#### Problem statement:
Beginning with the first line, set down every line through the one containing "block; flex: none;", exactly as it appears, but not the pictures.

#### Data segment:
+ + + + + + +

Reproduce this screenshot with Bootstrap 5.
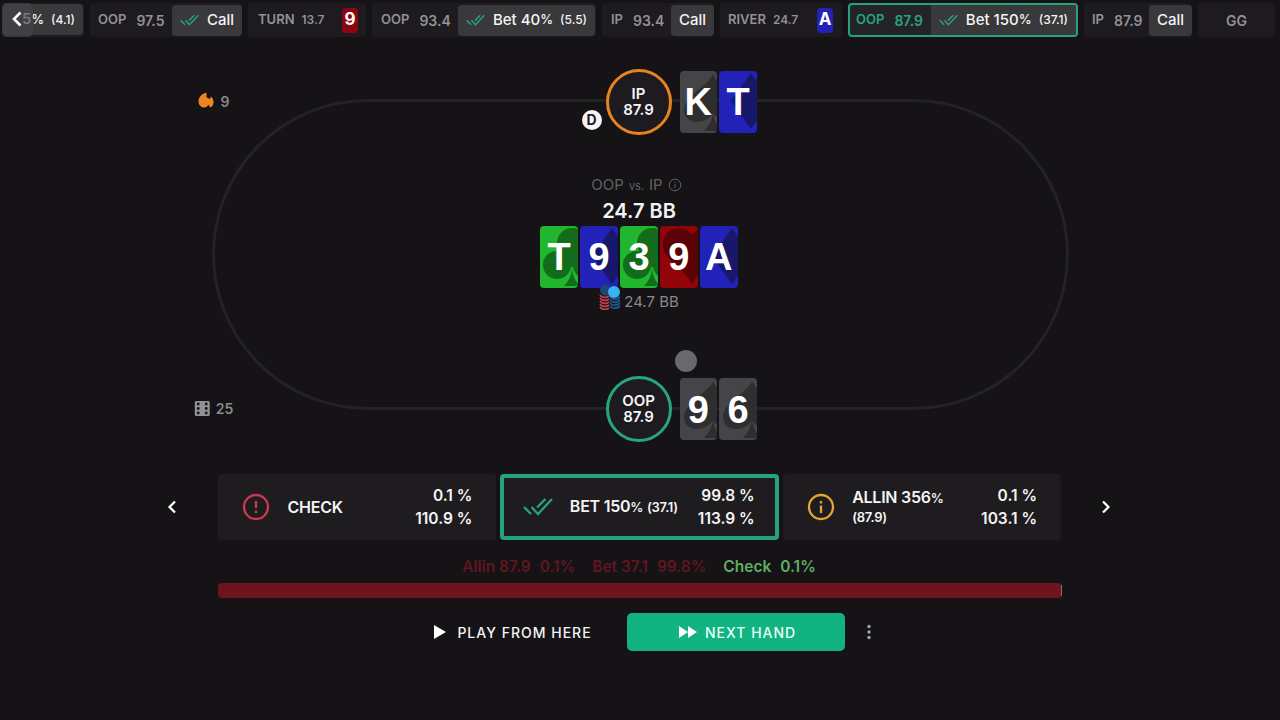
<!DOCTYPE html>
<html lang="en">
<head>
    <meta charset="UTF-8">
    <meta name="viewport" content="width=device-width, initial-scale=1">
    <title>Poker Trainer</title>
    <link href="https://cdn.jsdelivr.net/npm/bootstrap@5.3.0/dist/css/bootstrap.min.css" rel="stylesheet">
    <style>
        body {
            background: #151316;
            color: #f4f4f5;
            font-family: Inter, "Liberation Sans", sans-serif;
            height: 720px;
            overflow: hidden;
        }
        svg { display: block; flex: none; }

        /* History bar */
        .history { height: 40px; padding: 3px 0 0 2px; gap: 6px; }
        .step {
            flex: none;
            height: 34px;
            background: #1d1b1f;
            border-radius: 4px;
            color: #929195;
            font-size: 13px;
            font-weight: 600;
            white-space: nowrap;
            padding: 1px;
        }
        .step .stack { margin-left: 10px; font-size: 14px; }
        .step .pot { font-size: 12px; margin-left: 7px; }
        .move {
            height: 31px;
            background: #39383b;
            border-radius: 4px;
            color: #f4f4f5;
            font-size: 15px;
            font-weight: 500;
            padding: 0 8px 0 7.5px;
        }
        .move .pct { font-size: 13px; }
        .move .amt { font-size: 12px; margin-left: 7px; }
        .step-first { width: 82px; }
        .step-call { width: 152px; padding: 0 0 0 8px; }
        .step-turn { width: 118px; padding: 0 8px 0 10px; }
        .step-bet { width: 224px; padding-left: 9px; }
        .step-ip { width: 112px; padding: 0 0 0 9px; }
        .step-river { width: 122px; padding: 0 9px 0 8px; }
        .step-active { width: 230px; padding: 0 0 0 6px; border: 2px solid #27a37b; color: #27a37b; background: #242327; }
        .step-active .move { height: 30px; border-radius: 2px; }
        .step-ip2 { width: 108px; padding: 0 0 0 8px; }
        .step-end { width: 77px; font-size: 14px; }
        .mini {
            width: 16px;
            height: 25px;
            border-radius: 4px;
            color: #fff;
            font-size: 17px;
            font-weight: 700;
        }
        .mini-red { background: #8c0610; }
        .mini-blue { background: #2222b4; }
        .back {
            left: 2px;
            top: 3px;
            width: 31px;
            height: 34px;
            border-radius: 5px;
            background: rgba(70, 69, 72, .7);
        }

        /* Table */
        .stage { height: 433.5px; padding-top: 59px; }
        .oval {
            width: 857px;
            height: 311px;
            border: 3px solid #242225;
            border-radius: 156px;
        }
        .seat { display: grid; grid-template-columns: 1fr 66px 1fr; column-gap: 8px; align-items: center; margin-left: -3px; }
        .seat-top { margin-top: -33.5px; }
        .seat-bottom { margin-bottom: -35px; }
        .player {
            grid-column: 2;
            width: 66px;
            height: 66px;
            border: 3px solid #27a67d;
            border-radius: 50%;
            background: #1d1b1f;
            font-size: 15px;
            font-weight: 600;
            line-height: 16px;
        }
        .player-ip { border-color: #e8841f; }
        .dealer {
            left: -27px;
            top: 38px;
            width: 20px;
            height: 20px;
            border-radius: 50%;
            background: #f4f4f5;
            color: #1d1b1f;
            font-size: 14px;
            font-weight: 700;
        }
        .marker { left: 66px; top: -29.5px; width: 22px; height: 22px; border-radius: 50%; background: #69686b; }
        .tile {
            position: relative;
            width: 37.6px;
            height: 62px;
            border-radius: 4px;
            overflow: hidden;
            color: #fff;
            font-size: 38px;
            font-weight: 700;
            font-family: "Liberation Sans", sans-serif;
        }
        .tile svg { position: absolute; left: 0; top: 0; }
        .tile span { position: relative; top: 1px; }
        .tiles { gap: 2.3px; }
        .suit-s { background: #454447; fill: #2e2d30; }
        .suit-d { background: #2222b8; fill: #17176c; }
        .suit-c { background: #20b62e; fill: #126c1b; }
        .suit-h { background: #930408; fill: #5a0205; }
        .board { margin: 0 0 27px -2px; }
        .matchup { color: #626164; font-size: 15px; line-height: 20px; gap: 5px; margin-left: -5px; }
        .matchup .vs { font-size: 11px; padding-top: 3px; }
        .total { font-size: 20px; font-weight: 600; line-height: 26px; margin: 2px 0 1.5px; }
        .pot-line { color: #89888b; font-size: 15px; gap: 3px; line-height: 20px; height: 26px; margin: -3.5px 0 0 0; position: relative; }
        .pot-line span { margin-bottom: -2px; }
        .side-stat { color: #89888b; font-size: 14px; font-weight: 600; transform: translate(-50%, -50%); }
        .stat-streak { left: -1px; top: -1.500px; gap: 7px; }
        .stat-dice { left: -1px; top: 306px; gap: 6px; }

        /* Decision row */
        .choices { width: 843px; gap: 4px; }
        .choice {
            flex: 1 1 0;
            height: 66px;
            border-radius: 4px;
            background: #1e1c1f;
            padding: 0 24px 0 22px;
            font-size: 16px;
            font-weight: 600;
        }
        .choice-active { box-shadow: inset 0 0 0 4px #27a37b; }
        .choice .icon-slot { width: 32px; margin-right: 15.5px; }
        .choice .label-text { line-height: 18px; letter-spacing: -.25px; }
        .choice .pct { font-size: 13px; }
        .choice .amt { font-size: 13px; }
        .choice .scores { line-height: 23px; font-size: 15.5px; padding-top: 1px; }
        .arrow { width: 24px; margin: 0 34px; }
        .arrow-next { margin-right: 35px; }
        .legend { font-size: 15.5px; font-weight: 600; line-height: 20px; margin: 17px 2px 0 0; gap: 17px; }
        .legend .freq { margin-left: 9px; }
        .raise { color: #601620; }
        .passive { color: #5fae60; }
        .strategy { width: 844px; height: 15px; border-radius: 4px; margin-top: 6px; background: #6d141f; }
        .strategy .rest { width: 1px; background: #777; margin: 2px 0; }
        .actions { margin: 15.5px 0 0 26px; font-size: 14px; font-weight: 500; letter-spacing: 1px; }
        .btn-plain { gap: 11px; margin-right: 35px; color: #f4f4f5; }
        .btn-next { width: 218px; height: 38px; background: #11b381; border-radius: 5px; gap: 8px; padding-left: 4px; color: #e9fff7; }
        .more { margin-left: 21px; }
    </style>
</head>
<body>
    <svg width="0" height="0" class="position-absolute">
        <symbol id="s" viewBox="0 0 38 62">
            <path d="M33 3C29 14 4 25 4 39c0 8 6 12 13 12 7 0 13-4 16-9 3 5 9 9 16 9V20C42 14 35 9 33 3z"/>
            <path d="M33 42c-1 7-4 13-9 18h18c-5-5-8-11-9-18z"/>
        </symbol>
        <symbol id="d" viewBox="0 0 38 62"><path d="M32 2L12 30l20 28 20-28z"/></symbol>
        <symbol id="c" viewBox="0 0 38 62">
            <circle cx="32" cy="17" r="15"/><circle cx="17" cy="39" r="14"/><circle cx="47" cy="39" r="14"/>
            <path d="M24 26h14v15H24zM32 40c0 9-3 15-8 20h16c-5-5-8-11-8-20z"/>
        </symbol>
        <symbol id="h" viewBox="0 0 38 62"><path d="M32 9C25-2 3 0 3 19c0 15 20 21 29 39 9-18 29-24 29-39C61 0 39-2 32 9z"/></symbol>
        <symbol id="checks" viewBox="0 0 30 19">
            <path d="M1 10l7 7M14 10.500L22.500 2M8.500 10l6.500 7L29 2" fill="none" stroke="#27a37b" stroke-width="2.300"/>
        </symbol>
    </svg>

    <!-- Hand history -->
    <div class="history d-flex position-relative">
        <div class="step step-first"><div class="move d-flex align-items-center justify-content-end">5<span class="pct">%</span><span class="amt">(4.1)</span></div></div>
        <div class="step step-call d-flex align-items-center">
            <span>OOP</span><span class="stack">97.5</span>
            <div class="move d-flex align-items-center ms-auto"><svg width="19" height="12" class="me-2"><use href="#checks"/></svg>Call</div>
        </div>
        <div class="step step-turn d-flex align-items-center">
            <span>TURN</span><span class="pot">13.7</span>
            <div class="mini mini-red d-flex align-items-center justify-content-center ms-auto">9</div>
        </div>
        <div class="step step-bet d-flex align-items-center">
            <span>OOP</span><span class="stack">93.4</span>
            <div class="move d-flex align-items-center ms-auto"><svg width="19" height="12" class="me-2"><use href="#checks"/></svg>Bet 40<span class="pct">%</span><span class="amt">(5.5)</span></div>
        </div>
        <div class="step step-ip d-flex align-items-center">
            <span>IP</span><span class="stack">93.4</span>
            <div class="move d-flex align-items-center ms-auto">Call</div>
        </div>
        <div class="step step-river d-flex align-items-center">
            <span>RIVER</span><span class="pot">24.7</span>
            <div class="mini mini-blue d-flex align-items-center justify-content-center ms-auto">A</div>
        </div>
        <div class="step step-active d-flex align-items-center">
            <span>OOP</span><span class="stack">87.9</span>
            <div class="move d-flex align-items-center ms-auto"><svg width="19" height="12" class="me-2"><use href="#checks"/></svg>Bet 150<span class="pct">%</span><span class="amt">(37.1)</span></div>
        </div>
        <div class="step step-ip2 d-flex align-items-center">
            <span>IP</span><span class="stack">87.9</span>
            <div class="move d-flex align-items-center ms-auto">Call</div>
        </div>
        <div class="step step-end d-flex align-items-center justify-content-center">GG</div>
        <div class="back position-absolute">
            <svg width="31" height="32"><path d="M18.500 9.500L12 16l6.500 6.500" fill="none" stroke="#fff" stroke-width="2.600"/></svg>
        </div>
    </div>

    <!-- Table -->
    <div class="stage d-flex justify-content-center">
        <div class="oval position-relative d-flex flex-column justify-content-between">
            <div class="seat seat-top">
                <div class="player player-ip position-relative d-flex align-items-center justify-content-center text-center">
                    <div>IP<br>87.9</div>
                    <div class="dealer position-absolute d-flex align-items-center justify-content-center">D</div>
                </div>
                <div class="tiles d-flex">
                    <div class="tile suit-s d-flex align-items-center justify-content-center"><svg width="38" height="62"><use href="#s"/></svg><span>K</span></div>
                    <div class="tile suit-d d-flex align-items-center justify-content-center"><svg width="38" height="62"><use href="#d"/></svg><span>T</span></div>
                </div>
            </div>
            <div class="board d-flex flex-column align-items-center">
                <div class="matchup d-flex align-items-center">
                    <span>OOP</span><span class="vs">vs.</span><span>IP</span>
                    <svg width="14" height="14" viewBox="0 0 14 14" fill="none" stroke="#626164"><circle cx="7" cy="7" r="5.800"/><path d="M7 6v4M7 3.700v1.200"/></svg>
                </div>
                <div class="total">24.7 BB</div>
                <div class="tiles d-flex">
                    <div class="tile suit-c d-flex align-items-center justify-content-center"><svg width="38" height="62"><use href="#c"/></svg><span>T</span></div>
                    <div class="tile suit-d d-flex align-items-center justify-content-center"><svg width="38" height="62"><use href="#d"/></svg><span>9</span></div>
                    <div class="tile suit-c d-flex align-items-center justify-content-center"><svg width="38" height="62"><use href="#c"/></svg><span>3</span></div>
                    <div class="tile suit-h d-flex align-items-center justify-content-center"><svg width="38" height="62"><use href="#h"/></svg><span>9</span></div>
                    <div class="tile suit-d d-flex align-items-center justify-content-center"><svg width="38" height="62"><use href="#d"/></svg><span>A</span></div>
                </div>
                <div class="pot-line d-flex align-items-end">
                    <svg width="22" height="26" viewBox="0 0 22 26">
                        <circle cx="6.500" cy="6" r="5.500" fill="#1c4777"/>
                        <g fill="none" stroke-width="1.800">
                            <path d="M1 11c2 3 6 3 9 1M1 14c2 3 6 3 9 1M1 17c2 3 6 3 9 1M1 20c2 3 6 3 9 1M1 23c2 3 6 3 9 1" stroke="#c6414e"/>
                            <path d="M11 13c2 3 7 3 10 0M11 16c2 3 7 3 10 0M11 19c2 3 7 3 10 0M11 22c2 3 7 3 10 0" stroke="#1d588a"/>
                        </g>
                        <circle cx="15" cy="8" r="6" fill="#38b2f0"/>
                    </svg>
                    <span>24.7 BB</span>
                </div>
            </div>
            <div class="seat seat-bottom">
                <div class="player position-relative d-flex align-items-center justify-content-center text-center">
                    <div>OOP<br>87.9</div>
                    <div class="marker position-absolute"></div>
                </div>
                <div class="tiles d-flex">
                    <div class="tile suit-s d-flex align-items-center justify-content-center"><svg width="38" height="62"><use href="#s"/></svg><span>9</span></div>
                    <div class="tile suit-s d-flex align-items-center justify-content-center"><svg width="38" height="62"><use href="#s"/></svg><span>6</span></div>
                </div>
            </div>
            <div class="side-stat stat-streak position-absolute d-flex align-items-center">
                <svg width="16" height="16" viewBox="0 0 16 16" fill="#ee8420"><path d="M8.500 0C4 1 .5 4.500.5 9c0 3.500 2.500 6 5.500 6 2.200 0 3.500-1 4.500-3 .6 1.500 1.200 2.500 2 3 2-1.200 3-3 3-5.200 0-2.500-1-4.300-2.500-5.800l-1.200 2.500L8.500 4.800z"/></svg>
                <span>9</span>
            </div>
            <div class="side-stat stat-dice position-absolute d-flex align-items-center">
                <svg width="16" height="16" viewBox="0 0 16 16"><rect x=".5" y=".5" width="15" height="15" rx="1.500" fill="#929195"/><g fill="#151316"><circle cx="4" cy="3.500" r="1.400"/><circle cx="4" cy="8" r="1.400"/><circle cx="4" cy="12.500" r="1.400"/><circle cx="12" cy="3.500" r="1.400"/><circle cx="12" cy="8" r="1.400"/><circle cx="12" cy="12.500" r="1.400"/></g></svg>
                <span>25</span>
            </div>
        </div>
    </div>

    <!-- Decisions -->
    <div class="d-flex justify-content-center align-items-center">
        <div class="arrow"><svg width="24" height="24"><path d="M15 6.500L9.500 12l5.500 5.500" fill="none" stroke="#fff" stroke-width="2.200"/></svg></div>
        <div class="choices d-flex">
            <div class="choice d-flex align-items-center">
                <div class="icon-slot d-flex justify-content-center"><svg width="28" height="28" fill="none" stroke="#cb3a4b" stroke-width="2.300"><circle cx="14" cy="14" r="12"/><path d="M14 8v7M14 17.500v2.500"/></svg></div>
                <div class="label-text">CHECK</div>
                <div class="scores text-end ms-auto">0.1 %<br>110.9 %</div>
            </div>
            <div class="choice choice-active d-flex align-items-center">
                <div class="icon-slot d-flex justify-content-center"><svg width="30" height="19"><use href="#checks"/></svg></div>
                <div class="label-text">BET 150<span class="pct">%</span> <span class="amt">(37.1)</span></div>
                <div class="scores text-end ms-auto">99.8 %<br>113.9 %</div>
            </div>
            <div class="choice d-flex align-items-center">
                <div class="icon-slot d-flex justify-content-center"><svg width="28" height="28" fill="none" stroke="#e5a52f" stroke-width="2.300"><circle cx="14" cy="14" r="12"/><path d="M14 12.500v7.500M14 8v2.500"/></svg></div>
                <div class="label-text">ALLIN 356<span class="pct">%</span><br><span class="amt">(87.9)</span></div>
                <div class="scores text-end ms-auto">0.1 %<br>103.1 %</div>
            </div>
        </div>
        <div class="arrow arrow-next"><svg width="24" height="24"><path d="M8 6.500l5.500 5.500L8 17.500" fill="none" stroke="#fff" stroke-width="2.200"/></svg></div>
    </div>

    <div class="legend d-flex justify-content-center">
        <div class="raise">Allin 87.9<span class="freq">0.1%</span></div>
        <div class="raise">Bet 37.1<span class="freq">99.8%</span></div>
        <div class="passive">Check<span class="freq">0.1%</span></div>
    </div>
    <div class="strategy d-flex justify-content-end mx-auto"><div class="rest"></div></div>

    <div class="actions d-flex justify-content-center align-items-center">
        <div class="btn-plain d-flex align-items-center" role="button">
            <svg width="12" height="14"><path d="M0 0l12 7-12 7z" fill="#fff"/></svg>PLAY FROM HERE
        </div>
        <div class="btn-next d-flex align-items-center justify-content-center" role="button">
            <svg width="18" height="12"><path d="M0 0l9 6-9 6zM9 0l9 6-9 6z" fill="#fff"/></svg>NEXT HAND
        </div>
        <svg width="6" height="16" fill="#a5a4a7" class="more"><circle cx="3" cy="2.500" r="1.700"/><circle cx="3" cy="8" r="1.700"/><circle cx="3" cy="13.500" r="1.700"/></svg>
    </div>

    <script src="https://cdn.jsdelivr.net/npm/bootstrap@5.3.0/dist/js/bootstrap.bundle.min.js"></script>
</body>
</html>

+ + + + + + +

#### Task solution:
Reproduce this screenshot with Bootstrap 5.
<!DOCTYPE html>
<html lang="en">
<head>
    <meta charset="UTF-8">
    <meta name="viewport" content="width=device-width, initial-scale=1">
    <title>Poker Trainer</title>
    <link href="https://cdn.jsdelivr.net/npm/bootstrap@5.3.0/dist/css/bootstrap.min.css" rel="stylesheet">
    <style>
        body {
            background: #151316;
            color: #f4f4f5;
            font-family: Inter, "Liberation Sans", sans-serif;
            height: 720px;
            overflow: hidden;
        }
        svg { display: block; flex: none; }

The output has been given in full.